(da lifegate.it) – In molti ne sono convinti. Studiosi, associazioni di categoria, associazioni ambientaliste, consorzi, utility e gestori della raccolta differenziata: il biometano è un’opportunità per la valorizzazione dei rifiuti organici e dei sottoprodotti agricoli e un possibile protagonista nella produzione energetica del nostro Paese. Una fonte continuativa durante l’anno e capace di sostenere le rinnovabili, più fluttuanti nella produzione annuale.
Il biometano viene oggi prodotto grazie ad un processo definito di upgrading del biogas, a sua volta ottenuto dalla digestione anaerobica di sottoprodotti agricoli, reflui zootecnici e fognari, colture o dalla frazione organica dei rifiuti urbani provenienti dalla raccolta differenziata. Un ciclo virtuoso che impiega la materia di scarto e la trasforma in combustibile, di origine non fossile. Potenzialmente l’Italia potrebbe produrre entro il 2030 fino a 8,5 miliardi di metri cubi di biometano, pari a circa il 12-13 per cento dell’attuale fabbisogno annuo di gas naturale, fa sapere la Piattaforma Tecnologica Nazionale sul (Bio)metano, nata lo scorso novembre con il coordinamento di Cib (Consorzio italiano biogas) e il Cic (Consorzio italiano compostatori).
Compost prodotto dalla digestione anaerobica della frazione umida dei rifiuti.
La frazione umida dei rifiuti, un tesoretto tutto italiano
In Italia la raccolta differenziata della frazione umida dei rifiuti è in continua crescita. Nel 2015 il Cic ha registrato un incremento del 6,1 per cento rispetto all’anno precedente, con 6 milioni di tonnellate di scarto organico trattato. “Se tutta la frazione umida dei rifiuti urbani fosse riciclata negli impianti dedicati – scrive il Cic – si potrebbe generare un quantitativo di biometano pari a circa 300 milioni di chilogrammi l’anno, più che sufficienti ad alimentare le flotte di mezzi destinati alla raccolta di tutti i rifiuti solidi urbani prodotti”. Insomma con la sola raccolta differenziata della frazione umida dei rifiuti potremmo alimentare gli stessi veicoli che raccolgono i nostri rifiuti. Un ciclo virtuoso, dato dalla produzione di un combustibile praticamente a km “quasi zero”.
Un impianto per la produzione di biogas. Con l’upgrading è possibile produrre biometano. Foto via Sean Gallup/Getty Images.
Gli scarti agricoli, non chiamiamoli rifiuti
L’Italia è uno dei principali produttori di biogas in agricoltura, quarta al mondo dopo Germania, Cina e Stati Uniti, con una potenza elettrica installata di oltre 1000 megawatt pari a 2,4 miliardi di metri cubi di gas naturale.
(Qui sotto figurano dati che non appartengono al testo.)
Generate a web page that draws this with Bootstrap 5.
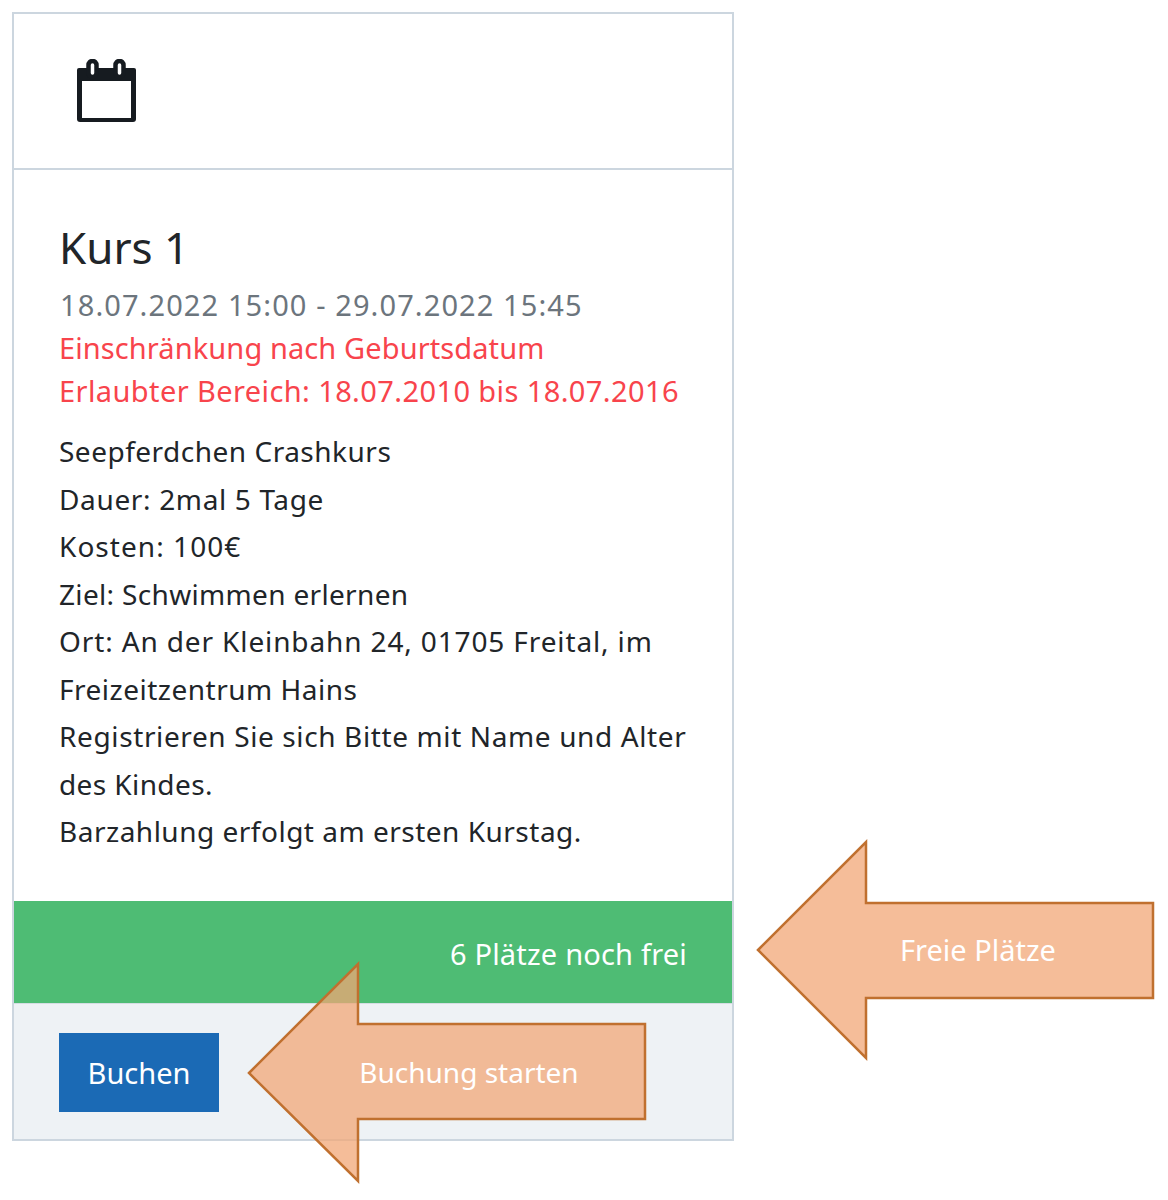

L’obiettivo è quello di arrivare a produrre biogas di qualità, “che permetta di continuare a produrre cibo e foraggi di qualità, in modo ancora più sostenibile e a costi minori, utilizzando sottoprodotti e colture di integrazione, come quelle di secondo raccolto che altrimenti non avrebbero avuto mercato”, spiega Piero Gattoni, direttore del Cib.
Il primo rifornimento di biometano è stato fatto a Bresso, alla presenza del sindaco della città.
I reflui fognari fanno il pieno all’auto
La nuova frontiera è però rappresentata dal biometano prodotto a partire dai reflui fognari. In questo caso i fanghi residui della depurazione delle cosiddette “acque nere” possono essere impiegati per la produzione anaerobica di biogas. È ciò che accade nella sperimentazione avviata da Gruppo Cap, condotta con il Cnr e la collaborazione tecnologica di FCA, all’interno del depuratore Niguarda di Bresso. L’utility stima che il solo depuratore di Bresso potrebbe arrivare a sviluppare una produzione annua di biometano di 341.640 kg, sufficienti ad alimentare 416 veicoli per 20 mila km l’anno. Il depuratore sarà aperto al pubblico il 12, 13 e 14 maggio (12 maggio 9-13 e 14-16,30. Il 13 e 14 maggio 10-12,30 e 14-18).
Il biometano si dimostra quindi un importante alleato nella transizione energetica del Paese, capace di guidarci nei prossimi anni verso la decarbonizzazione dell’economia e a rispettare in questo modo gli impegni presi con l’Accordo di Parigi.